La méthode employée par le pouvoir manque cruellement d’imagination : elle consiste à ramener les problèmes multidimensionnels à une dimension qui va dans le sens de leurs intérêts, en abusant des corrélations, le plus souvent sans le moindre égard pour les causalités. Ainsi, face à un même problème, celui de la baisse du prix des logements dans une cité, l’extrême droite dira que c’est la faute des immigrés dans le quartier, la droite dira que c’est la faute de la réduction par la gauche des effectifs policiers, la gauche dira que c’est la faute du refus de la droite d’investir dans les quartiers, les écologistes diront que c’est la faute du remplacement des espaces verts par des immeubles, etc., comme s’il ne devait exister qu’une seule cause à un problème complexe. De la même façon, l’élite a tenté de discréditer les gilets jaunes parce qu’ils se dispersaient dans leurs revendications, comme s’il existait une réponse unique à un problème complexe.
Le président lui-même n’hésite pas à se complaire dans cet exercice, lorsqu’il déclare que le rétablissement de l’ISF n’apportera pas un euro supplémentaire à un seul « gilet jaune ». Le message est tellement biaisé, tellement manipulateur, qu’il en devient intéressant non pas tant par son contenu, totalement insignifiant, que par ce qu’il révèle de l’élite et des extrémités auxquelles elle est aujourd’hui acculée pour se maintenir.
Aujourd’hui, si le clivage politique principal se situe entre souverainistes et libéraux, l’équation n’est jamais présentée de la sorte par des médias dont le rôle devrait pourtant être de capter les évolutions de la société et d’en informer le public de façon aussi objective que possible, plutôt que de relayer les vaines tentatives d’un pouvoir aux abois de freiner toute évolution contraire à ses intérêts.

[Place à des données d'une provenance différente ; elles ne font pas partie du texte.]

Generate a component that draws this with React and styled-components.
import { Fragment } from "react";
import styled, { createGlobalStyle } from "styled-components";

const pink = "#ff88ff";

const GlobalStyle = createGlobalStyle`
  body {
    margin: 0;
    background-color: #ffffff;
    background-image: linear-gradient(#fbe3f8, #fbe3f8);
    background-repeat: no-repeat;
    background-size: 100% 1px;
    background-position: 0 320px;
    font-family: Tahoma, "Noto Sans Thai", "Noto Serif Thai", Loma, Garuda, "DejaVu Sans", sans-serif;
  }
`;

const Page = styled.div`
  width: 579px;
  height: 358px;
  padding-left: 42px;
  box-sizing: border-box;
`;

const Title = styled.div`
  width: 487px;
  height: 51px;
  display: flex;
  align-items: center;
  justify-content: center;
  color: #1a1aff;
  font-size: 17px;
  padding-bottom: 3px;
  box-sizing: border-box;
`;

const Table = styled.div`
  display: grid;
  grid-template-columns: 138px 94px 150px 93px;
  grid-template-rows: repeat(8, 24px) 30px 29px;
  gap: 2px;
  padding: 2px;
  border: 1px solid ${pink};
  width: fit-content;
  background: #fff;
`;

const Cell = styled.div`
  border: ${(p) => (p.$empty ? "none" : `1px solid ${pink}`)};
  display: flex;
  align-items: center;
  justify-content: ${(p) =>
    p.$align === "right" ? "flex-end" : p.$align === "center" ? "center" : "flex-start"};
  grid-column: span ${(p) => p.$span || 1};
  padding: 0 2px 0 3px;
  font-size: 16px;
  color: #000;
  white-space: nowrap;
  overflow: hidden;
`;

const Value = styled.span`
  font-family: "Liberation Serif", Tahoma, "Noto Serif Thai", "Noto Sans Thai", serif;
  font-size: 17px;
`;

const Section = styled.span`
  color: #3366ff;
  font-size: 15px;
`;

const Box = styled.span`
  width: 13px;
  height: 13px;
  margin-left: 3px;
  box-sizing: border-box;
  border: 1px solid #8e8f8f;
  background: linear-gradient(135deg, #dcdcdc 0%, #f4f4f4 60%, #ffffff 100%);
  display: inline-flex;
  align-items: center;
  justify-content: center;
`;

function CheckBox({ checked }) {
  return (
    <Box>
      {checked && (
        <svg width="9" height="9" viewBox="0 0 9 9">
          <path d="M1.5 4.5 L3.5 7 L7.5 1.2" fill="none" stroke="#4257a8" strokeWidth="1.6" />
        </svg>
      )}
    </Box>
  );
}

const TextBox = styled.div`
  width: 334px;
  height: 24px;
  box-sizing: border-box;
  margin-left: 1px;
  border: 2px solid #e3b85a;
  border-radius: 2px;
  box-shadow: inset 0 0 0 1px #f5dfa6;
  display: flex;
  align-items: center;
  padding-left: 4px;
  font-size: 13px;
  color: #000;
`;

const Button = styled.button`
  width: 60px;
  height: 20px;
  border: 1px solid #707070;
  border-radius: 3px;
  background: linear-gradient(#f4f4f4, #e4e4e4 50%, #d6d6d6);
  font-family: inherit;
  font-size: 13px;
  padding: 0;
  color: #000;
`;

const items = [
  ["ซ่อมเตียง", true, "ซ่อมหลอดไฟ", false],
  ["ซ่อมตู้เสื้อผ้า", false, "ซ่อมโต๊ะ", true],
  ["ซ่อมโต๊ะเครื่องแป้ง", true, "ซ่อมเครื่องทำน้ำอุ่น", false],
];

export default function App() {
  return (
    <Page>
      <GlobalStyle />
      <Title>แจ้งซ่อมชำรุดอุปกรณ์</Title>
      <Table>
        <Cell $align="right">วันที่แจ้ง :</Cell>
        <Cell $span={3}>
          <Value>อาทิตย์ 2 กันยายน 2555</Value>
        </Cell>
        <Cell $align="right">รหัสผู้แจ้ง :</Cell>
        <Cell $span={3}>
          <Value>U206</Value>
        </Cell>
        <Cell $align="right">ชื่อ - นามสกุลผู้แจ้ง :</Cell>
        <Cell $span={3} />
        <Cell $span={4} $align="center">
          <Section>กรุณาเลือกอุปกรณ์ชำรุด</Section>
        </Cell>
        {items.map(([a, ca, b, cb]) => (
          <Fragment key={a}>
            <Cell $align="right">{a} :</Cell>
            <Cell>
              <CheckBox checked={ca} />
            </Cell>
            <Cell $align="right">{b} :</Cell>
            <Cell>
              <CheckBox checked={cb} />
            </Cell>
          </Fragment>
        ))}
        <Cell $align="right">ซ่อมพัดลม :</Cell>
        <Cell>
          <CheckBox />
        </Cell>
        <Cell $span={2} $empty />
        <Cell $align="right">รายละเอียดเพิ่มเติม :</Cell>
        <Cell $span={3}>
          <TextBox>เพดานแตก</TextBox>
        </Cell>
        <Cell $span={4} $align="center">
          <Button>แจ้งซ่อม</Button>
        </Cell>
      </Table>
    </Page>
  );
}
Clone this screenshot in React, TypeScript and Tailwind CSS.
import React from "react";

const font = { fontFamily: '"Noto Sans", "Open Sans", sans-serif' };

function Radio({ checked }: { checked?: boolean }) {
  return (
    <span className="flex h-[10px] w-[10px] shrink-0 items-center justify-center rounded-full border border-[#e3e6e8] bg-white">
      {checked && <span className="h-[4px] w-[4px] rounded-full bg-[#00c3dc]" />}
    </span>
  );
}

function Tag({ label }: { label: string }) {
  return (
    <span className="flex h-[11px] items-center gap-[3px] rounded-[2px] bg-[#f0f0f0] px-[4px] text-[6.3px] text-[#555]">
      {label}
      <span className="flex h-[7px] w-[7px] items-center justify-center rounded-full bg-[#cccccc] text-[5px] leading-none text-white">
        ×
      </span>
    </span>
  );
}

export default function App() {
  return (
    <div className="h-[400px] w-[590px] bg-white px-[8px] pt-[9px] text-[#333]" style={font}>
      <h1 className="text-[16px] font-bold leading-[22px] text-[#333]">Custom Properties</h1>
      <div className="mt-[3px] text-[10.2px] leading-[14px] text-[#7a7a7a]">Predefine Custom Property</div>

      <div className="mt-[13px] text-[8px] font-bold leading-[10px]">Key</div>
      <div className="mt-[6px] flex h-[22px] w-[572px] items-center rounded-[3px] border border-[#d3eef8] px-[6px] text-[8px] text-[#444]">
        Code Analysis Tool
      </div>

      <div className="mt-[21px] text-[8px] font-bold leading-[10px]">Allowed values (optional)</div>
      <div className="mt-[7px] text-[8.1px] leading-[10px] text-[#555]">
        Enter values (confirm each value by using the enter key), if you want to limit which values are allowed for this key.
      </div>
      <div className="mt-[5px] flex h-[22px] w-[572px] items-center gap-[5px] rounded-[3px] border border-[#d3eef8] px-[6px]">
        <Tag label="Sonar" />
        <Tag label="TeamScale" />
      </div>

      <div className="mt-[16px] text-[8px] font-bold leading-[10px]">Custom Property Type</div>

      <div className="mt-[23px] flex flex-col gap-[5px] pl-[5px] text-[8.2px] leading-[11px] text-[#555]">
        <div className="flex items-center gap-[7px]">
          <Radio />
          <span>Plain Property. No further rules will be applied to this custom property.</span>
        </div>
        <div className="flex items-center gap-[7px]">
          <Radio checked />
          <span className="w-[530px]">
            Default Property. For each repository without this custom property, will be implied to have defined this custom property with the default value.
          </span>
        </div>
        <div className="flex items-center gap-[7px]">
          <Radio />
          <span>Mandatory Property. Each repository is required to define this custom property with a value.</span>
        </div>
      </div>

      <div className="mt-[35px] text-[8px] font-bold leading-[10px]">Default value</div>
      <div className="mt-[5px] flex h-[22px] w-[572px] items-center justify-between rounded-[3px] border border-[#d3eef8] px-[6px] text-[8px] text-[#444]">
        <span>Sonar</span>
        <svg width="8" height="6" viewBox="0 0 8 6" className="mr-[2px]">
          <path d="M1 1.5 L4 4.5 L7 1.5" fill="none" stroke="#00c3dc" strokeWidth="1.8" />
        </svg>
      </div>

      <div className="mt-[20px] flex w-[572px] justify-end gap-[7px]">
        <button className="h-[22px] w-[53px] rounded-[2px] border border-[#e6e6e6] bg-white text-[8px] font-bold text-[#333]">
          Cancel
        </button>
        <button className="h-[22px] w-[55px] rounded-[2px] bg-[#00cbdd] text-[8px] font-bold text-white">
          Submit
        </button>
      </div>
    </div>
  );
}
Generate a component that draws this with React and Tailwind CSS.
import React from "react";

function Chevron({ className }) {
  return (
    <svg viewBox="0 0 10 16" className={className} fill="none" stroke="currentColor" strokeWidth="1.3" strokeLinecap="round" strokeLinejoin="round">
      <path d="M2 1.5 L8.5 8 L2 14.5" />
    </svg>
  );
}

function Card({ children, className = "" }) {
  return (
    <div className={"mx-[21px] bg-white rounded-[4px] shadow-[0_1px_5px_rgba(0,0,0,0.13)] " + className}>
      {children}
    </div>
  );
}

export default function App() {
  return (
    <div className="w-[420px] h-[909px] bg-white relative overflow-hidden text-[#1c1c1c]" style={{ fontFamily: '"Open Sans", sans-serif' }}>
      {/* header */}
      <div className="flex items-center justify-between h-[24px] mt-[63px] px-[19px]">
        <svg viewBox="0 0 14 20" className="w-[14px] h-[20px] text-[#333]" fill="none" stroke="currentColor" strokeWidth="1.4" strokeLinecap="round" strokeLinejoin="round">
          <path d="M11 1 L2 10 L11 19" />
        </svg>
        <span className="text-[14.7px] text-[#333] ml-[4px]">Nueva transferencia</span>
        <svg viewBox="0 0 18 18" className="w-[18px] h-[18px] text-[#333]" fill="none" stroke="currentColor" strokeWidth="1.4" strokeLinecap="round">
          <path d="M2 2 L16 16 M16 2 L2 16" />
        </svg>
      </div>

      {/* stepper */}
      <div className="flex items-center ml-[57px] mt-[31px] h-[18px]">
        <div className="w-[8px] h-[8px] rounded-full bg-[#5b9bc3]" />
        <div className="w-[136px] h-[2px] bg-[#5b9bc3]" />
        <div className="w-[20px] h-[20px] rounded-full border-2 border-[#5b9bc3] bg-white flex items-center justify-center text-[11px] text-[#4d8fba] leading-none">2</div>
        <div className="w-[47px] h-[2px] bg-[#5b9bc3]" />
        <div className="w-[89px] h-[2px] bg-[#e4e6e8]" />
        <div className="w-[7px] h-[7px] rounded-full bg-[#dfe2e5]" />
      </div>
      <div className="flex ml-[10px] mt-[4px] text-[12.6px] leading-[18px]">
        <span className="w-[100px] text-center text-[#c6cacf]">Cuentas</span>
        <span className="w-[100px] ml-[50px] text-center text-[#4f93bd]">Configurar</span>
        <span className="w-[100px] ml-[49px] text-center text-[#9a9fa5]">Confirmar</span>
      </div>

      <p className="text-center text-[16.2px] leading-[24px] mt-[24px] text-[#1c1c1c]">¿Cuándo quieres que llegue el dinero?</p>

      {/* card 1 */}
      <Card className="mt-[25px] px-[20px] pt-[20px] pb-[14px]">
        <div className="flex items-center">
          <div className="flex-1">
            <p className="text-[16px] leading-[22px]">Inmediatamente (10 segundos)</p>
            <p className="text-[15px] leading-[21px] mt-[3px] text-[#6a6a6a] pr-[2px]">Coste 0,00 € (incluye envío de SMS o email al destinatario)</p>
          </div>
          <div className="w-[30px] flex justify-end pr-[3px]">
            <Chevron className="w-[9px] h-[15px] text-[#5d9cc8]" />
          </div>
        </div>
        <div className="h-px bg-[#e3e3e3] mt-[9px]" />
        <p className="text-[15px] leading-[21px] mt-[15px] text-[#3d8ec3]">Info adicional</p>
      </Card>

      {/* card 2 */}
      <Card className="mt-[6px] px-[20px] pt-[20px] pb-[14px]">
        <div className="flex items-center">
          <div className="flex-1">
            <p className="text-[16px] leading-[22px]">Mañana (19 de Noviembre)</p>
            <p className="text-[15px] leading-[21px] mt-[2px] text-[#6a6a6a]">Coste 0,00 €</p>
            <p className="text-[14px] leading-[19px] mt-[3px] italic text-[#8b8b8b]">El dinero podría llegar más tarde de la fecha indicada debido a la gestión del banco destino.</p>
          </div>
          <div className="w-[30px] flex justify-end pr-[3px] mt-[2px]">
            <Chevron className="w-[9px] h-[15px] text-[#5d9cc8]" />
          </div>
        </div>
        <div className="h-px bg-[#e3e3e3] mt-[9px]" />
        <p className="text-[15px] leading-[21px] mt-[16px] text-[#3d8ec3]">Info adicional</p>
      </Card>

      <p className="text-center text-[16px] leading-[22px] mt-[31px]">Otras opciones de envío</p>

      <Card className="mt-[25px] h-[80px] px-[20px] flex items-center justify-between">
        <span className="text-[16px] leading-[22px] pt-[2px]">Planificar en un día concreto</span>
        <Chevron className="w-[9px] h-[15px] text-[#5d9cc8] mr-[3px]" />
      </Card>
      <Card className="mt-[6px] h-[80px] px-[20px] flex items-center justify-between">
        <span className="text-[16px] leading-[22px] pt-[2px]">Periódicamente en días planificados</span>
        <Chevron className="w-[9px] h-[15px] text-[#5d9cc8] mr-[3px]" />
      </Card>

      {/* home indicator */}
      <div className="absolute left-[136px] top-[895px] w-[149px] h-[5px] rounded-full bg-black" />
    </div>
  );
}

Notons l’action constante de ces médias pour discréditer toute réelle opposition sur cette ligne de fracture. La palme en la matière revient incontestablement au Petit Journal qui fait tout son possible pour ridiculiser les vrais souverainistes, comme Dupont Aignan, systématiquement présenté sous un angle ridicule, ce qui lui fait perdre très certainement l’appui d’une jeunesse qui évolue souvent dans une bulle médiatique trop étroite pour bien distinguer tous les enjeux du contexte politique français. A ce titre, il convient de se souvenir d’une citation attribuée à Goebbels « Nous ne voulons pas convaincre les gens de nos idées, nous voulons réduire le vocabulaire de telle façon qu’ils ne puissent plus exprimer que nos idées ». La restriction du champ des idées accessibles à certains segments de la population poursuit, à un autre niveau, le même objectif.
De la répression
Le dernier levier de l’élite est la répression, qui contribue, avec les deux précédents, à l’asservissement des 99% par le 1%. La répression s’exerce via des relais et des fusibles. Les fusibles permettent de lâcher du leste lorsque la pression devient trop forte, pour tout changer afin que rien ne change et les relais sont au contact des asservis, pour instaurer un climat susceptible de dissuader les moins téméraires.
A l’extrémité du spectre de la violence, Daech crucifiait quelques villageois à l’entrée des villages afin de marquer les esprits, pour dissuader toute tentative de rébellion, ce qui lui permettait ensuite, avec des effectifs très limités, de lever impôts et de vivre sur un grand pied, au crochet de la société. En France, quelques crans en dessous sur le spectre de la terreur, les gardes à vue, fichages, gazages, éborgnages cherchent également à déclencher ce mécanisme de stupeur de nature à dissuader la contestation. Par ailleurs, les scènes que l’on a pu voir sur les réseaux sociaux français durant les manifestations des gilets jaunes présentent une analogie flagrante avec celles que l’on peut voir en Arabie saoudite où la police politique des Moutawah donne du bâton à ceux et surtout celles qui ne partagent pas leur conception de la liberté. Terrible échec au pays des Lumières que de voir des policiers, parfois grisés par leur pouvoir, battre des gens à coup de bâton.
Relais et fusibles ont en commun d’être d’extraction populaire et de bénéficier de conditions économiques très supérieures à ce qu’ils pourraient prétendre du fait de leur seul talent, ce qui assure leur infaillible fidélité à ceux qui peuvent décider de les déchoir, fidélité d’autant plus forte que la répression qu’ils auront orchestrée leur aura fait perdre tout appui populaire, toute légitimité, voire toute légalité. Les fusibles, qui servent de courroies de transmission entre les tenant réels du pouvoir et les relais des mécanismes d’asservissement, n’ont d’autre choix que d’aller jusqu’au bout car, en cas d’échec, ils savent qu’ils seront les victimes sacrificielles destinées à apaiser l’ire populaire, pour préparer la voie à leurs remplaçants qui reprendront la défense des intérêts de l’élite, toujours en place quant à elle, mais un cran en dessous.
Conclusion
En conclusion, il convient de ne pas se tromper d’ennemi, ni de confondre le pouvoir avec ses marionnettes. Celles-là sont sur une voie à sens unique, sans retour possible, et il est donc parfaitement vain de vouloir traiter avec elles. Il est également vain d’imaginer impressionner l’élite en menaçant ses représentants, qui ne sont jamais que des fusibles.